▶ **WORK REQUIRED**
From the listing below, extract every line in which the word "index" appears.

▶ **RECORDS SUPPLIED**
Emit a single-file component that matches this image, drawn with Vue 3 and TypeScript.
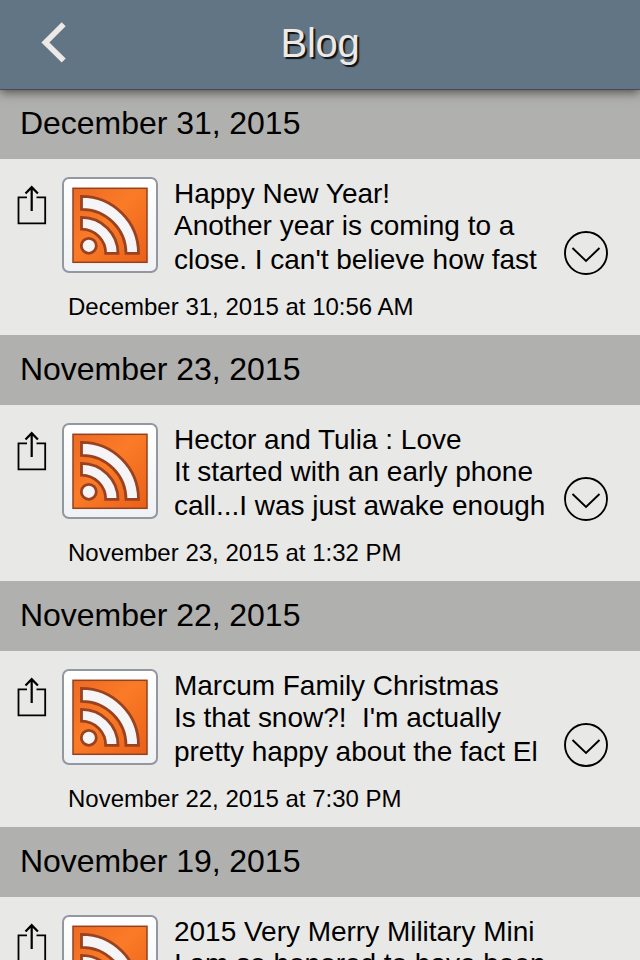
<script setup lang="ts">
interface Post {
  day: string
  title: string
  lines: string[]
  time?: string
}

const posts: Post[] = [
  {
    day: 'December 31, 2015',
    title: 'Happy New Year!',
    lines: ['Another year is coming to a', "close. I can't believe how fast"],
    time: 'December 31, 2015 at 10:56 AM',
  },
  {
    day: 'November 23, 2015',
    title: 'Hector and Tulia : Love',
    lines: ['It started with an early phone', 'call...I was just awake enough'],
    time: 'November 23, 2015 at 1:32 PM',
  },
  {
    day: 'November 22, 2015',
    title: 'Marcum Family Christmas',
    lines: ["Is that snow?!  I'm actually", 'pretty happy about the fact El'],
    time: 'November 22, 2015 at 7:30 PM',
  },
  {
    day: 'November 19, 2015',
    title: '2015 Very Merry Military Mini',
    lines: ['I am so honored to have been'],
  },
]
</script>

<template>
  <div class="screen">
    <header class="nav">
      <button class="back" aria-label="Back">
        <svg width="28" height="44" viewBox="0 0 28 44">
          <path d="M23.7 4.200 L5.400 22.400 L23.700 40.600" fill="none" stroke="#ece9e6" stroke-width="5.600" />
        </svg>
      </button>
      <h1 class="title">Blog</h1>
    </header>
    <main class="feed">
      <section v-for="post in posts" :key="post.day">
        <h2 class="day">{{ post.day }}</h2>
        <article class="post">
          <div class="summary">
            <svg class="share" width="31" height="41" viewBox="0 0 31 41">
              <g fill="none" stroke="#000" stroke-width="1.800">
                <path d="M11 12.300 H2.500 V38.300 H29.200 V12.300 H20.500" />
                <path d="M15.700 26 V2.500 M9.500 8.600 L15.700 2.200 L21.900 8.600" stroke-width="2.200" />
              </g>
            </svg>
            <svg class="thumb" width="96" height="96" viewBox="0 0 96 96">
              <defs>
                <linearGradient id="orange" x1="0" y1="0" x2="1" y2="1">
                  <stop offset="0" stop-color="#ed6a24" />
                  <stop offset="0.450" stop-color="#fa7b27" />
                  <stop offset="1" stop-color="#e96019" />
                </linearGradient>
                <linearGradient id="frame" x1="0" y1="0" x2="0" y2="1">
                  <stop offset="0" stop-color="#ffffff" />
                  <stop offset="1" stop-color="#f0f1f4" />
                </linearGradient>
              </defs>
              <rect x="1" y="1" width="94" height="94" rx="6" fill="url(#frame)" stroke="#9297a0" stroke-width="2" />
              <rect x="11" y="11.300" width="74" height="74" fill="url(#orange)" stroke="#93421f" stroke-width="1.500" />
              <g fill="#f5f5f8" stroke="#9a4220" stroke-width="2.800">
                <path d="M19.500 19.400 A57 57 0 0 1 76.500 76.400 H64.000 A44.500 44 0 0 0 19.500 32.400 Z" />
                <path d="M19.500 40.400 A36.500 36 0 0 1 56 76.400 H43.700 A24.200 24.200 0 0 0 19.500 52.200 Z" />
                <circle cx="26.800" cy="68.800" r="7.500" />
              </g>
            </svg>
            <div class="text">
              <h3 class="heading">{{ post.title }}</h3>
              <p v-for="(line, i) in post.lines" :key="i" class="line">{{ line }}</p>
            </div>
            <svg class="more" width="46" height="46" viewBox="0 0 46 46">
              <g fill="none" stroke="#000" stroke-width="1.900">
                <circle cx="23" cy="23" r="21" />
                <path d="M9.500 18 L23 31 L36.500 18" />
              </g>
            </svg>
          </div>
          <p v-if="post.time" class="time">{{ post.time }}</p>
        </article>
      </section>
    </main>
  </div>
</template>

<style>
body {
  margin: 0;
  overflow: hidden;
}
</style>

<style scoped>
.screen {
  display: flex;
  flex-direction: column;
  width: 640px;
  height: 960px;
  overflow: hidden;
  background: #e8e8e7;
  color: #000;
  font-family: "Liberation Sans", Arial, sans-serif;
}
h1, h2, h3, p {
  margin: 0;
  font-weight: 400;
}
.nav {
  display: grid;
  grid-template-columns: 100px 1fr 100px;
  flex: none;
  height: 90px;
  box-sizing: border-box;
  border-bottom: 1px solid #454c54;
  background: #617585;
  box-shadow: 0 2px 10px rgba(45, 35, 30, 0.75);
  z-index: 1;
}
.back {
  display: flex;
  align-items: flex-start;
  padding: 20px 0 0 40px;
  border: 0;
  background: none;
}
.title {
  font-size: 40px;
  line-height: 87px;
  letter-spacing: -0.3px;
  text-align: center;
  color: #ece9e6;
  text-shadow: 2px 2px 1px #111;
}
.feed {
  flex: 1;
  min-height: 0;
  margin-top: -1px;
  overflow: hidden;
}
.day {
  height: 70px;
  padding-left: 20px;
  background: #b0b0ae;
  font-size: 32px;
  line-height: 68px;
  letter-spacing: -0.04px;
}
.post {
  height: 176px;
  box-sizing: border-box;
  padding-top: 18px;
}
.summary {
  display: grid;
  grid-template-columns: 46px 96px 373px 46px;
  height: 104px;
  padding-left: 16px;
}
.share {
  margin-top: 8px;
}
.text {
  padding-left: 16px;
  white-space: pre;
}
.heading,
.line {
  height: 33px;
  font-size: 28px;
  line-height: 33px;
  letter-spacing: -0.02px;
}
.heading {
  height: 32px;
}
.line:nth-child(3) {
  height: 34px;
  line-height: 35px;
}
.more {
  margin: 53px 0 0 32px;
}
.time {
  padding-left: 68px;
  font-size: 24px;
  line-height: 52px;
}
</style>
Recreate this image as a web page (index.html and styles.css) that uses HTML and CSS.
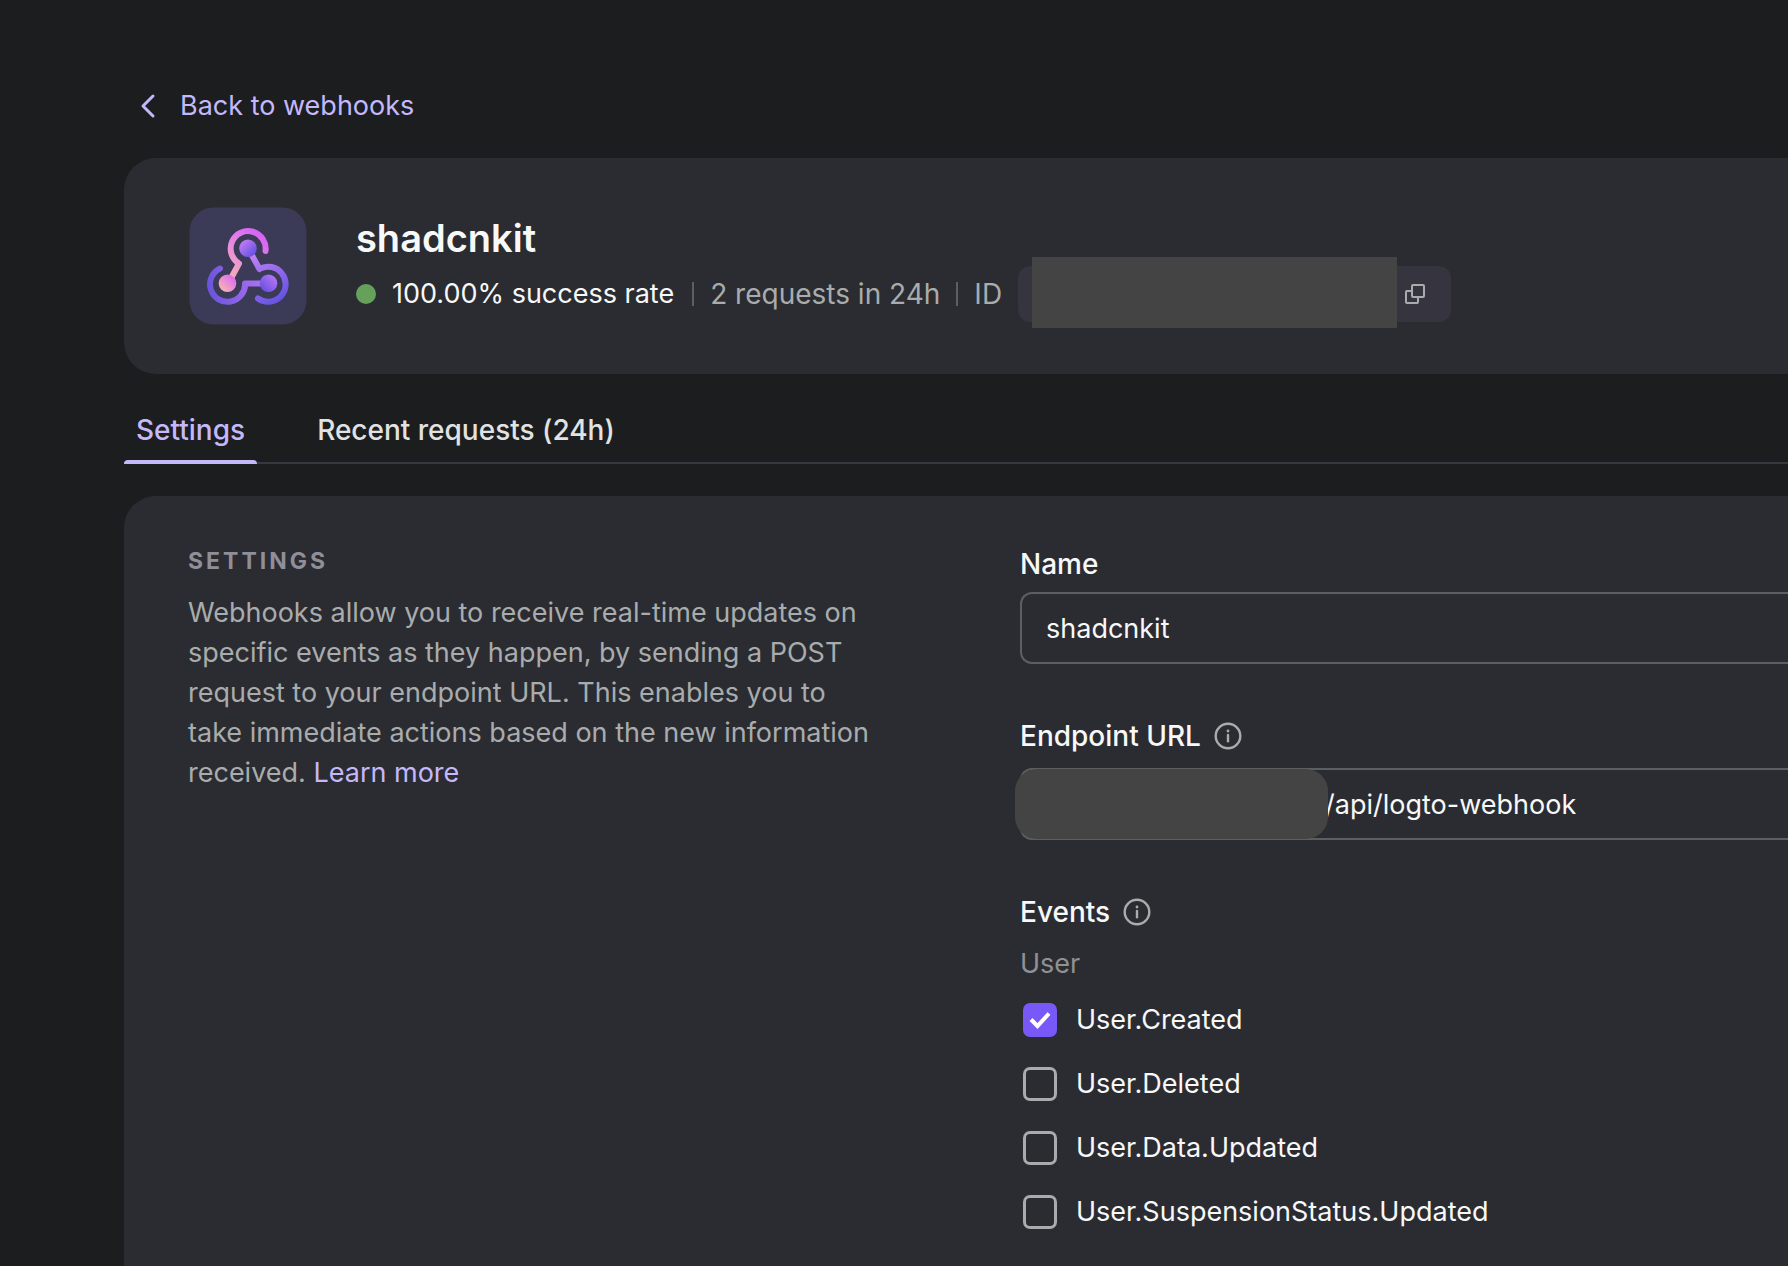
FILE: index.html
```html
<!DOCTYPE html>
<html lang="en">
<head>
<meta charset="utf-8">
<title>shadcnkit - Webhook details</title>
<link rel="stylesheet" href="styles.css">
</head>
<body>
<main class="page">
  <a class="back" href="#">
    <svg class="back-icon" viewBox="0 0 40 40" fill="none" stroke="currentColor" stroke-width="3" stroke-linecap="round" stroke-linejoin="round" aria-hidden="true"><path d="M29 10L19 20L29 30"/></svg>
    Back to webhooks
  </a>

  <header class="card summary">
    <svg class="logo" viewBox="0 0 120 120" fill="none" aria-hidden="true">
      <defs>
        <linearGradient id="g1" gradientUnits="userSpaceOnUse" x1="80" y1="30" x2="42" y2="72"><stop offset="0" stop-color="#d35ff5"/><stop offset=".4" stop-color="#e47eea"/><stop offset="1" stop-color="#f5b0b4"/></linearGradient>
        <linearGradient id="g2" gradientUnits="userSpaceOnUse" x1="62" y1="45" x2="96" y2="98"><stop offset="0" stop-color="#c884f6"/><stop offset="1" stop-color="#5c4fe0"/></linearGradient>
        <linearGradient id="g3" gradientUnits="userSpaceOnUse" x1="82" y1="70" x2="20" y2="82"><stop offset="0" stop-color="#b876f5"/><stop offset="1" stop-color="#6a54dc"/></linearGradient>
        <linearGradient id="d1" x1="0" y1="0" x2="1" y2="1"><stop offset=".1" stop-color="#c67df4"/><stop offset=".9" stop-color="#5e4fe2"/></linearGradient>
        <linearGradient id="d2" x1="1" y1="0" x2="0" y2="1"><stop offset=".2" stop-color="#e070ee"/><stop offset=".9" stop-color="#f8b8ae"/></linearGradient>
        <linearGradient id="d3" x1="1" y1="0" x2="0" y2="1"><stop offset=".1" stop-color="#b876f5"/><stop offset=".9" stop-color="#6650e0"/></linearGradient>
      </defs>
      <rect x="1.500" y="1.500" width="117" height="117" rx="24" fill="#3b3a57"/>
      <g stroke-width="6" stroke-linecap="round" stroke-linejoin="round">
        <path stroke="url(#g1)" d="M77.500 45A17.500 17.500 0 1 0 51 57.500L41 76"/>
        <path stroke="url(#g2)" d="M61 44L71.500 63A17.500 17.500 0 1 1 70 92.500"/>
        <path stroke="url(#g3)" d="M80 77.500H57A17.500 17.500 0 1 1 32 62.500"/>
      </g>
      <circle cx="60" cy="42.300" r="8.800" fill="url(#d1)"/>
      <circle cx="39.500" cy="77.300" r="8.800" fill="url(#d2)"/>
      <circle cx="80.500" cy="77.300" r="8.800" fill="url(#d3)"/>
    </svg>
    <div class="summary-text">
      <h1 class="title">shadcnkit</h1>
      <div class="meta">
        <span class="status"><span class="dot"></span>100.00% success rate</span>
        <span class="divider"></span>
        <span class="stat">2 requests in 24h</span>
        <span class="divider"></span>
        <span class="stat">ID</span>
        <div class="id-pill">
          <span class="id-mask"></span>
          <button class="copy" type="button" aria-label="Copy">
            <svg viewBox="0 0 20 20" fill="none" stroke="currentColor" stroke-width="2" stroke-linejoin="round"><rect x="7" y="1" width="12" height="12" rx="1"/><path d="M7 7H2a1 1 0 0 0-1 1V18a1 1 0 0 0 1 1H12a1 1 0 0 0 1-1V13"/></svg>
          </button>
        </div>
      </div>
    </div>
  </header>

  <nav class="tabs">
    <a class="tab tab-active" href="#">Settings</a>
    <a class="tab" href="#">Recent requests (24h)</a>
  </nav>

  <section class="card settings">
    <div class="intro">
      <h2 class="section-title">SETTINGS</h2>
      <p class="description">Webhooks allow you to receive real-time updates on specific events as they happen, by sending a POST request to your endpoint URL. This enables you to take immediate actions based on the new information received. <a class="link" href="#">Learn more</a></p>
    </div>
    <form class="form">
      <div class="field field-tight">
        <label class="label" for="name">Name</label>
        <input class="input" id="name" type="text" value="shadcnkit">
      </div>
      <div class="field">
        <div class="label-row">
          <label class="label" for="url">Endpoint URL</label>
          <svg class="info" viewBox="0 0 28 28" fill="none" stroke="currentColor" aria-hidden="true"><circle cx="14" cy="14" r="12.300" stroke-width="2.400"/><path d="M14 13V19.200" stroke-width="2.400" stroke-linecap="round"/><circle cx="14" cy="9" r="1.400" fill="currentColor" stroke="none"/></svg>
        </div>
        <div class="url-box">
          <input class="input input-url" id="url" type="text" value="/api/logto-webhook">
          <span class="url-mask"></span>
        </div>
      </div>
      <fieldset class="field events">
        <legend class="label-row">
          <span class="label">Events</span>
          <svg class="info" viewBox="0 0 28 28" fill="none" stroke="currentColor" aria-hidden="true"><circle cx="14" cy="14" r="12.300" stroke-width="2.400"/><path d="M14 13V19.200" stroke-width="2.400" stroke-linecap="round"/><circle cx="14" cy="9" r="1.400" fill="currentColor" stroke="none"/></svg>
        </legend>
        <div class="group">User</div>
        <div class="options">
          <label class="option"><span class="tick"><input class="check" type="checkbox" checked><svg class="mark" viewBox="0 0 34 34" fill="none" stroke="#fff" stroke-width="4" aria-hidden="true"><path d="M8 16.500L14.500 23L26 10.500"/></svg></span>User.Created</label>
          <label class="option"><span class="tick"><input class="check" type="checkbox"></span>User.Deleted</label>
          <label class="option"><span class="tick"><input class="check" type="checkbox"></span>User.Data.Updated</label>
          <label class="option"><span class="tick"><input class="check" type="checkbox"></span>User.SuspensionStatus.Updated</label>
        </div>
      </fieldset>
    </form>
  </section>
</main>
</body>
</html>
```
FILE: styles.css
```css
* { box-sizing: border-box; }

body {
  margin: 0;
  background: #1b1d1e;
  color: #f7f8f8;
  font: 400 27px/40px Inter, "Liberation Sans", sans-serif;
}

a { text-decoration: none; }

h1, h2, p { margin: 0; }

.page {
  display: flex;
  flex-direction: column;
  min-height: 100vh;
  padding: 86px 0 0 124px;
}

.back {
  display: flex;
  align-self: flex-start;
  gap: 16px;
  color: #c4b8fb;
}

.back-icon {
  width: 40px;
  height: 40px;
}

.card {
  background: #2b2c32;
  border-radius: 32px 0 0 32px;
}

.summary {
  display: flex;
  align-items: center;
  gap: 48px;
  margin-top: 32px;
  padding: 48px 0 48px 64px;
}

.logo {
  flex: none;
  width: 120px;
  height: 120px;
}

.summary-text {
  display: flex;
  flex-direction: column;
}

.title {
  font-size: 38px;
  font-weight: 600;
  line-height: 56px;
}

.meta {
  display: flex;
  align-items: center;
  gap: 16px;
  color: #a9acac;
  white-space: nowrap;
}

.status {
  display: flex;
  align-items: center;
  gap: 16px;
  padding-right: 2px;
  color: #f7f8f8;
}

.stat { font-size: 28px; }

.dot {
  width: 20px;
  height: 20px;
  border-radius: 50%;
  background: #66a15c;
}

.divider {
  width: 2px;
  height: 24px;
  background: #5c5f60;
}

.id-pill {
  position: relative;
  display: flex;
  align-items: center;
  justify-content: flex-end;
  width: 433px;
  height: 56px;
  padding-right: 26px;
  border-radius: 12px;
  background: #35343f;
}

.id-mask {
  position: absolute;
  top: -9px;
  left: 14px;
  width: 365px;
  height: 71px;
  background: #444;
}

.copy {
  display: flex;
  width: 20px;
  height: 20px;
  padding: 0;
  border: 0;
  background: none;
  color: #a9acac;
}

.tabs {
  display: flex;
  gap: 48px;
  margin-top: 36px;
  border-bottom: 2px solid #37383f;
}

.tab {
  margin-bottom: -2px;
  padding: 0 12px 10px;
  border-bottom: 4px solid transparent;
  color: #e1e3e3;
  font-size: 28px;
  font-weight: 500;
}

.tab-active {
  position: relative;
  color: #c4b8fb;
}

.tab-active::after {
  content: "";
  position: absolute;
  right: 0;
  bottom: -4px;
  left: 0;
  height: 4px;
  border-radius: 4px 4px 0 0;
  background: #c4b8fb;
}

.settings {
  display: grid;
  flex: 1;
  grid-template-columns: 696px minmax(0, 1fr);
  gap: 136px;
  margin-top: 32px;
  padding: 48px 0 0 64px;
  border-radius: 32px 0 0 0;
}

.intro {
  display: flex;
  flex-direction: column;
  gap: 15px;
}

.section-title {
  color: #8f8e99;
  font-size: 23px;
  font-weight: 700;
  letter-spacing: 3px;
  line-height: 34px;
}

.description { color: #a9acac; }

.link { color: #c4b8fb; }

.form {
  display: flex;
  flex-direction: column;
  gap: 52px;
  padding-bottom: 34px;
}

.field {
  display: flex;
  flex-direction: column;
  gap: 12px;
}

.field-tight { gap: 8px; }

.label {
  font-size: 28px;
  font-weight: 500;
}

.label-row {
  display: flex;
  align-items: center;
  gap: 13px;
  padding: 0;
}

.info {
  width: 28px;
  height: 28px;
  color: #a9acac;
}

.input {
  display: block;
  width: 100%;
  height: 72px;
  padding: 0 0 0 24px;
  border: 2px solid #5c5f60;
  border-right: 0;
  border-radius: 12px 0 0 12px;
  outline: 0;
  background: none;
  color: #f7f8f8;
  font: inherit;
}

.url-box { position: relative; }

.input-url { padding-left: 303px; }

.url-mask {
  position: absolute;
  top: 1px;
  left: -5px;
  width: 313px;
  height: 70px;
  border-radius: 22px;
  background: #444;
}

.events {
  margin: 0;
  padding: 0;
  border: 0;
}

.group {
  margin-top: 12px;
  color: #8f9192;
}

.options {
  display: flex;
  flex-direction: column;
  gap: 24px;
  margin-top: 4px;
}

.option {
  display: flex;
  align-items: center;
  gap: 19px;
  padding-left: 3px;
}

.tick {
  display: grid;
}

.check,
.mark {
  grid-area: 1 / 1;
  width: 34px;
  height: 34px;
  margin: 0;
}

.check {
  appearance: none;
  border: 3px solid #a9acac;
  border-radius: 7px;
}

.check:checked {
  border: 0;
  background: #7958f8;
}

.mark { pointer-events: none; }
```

▶ **RESPONSE FOR THIS EXERCISE**
  z-index: 1;
Recreate this image as a web page (index.html and styles.css) that uses HTML and CSS.
FILE: index.html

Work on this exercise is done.